No one knew this better than Our Lady.  The solemnity of her Immaculate Conception has been moved this year – we do not celebrate it today on the 8th, but on the 9th.  But on this 2nd Sunday of Advent let us recall Mary’s prayer as she rejoiced that God's promise of justice would be fulfilled on earth as it is in heaven through her Son:

My soul proclaims the greatness of the Lord,
my spirit rejoices in God my Savior
for he has looked with favor on his lowly servant.
From this day all generations will call me blessed:
the Almighty has done great things for me,
and holy is his Name.
He has mercy on those who fear him
in every generation.
He has shown the strength of his arm,
he has scattered the proud in their conceit.
He has cast down the mighty from their thrones,
and has lifted up the lowly.
He has filled the hungry with good things,
and the rich he has sent away empty.
He has come to the help of his servant Israel
for he has remembered his promise of mercy,
the promise he made to our fathers,
to Abraham and his children for ever.
Amen.

1 comment:

  1. Dennis and I enjoyed your homily when we heard it on Saturday, Father Seamus, but I appreciate you reproducing it here. I seldom catch every word during Mass, and your blog is a great service.

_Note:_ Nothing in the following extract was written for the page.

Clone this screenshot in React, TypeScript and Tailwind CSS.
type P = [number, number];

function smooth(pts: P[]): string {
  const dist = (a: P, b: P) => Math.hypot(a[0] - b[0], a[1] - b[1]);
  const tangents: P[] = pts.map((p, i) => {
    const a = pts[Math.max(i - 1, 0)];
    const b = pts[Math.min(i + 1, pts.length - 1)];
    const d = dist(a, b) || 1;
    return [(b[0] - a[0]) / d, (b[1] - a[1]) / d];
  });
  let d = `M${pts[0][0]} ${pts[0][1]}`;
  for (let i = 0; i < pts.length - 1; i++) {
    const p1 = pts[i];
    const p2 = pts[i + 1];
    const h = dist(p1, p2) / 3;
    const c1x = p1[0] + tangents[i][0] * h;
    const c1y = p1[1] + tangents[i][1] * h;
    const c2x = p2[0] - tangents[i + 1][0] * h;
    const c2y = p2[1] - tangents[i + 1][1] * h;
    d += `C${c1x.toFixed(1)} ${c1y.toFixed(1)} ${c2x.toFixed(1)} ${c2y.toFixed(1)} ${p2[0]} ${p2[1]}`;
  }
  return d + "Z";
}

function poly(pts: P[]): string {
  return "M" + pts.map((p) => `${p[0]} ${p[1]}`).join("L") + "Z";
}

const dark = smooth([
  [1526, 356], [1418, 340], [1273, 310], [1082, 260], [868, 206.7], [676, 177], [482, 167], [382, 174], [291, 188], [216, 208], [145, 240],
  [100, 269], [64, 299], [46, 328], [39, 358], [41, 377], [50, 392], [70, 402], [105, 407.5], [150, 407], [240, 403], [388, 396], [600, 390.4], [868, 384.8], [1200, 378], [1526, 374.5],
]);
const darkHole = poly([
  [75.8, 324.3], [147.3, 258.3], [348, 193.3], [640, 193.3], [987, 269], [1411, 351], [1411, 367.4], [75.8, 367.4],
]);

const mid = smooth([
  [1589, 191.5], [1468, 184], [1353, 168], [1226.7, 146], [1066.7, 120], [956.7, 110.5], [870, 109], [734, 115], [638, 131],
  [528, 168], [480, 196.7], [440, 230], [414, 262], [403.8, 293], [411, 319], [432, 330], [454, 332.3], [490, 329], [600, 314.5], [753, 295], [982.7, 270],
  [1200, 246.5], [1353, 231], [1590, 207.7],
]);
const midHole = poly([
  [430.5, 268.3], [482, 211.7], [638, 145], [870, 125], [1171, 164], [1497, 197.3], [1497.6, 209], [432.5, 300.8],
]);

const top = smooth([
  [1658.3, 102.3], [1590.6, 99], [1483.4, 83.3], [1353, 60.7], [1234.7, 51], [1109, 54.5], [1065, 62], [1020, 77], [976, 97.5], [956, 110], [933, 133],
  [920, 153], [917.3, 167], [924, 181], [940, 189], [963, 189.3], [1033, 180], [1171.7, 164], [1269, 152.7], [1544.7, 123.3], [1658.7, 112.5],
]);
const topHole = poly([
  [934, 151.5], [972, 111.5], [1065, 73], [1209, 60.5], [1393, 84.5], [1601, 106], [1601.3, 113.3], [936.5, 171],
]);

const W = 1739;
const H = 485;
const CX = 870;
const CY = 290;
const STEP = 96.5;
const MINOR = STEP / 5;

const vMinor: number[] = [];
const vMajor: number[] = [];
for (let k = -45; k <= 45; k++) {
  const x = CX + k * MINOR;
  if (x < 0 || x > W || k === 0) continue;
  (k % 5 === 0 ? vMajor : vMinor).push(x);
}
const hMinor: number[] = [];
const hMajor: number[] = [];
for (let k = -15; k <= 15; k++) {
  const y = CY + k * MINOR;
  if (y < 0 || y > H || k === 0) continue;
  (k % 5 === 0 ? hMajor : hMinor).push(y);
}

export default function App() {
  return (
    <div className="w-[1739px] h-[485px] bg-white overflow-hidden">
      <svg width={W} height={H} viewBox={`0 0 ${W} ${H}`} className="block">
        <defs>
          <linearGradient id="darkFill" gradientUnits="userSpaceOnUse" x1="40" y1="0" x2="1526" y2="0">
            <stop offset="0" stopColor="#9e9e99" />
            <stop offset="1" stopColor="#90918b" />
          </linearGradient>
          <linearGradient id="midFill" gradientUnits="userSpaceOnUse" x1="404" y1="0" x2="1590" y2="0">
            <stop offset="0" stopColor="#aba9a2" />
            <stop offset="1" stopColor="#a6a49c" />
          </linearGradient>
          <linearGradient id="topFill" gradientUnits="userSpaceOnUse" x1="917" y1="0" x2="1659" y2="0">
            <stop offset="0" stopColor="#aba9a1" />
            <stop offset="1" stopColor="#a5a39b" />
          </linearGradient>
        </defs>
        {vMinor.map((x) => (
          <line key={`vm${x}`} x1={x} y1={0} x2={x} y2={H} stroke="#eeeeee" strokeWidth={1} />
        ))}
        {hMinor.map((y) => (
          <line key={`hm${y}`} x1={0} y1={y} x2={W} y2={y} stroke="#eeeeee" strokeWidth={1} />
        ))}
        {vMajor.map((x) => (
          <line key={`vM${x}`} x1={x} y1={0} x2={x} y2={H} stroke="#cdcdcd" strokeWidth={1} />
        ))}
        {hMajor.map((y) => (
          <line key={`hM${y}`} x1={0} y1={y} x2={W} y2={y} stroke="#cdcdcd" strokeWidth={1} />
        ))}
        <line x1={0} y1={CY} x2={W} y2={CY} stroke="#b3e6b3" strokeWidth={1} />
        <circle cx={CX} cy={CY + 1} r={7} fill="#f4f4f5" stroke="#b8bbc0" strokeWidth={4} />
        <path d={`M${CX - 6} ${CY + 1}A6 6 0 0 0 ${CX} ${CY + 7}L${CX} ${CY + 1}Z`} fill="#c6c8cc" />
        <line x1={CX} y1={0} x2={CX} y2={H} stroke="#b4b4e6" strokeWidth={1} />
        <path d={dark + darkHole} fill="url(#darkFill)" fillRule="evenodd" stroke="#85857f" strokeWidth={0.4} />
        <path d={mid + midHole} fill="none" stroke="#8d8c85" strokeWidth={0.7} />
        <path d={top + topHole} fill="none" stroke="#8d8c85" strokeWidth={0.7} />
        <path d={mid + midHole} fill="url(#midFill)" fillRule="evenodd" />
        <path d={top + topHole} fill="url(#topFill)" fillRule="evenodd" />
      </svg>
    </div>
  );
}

    Thank you for concisely getting to the heart of the matter. It's too easy to think that simply by voting for someone who says, "We'll get the government to help the poor," we've fulfilled our obligation to help others. As you pointed out, Jesus calls us (and has always called us) — each one of us — to help others.

    I love poetry and photography for their capacities to make us look at the familiar in different ways and find something new there to appreciate. Pope Francis operates in a similar fashion.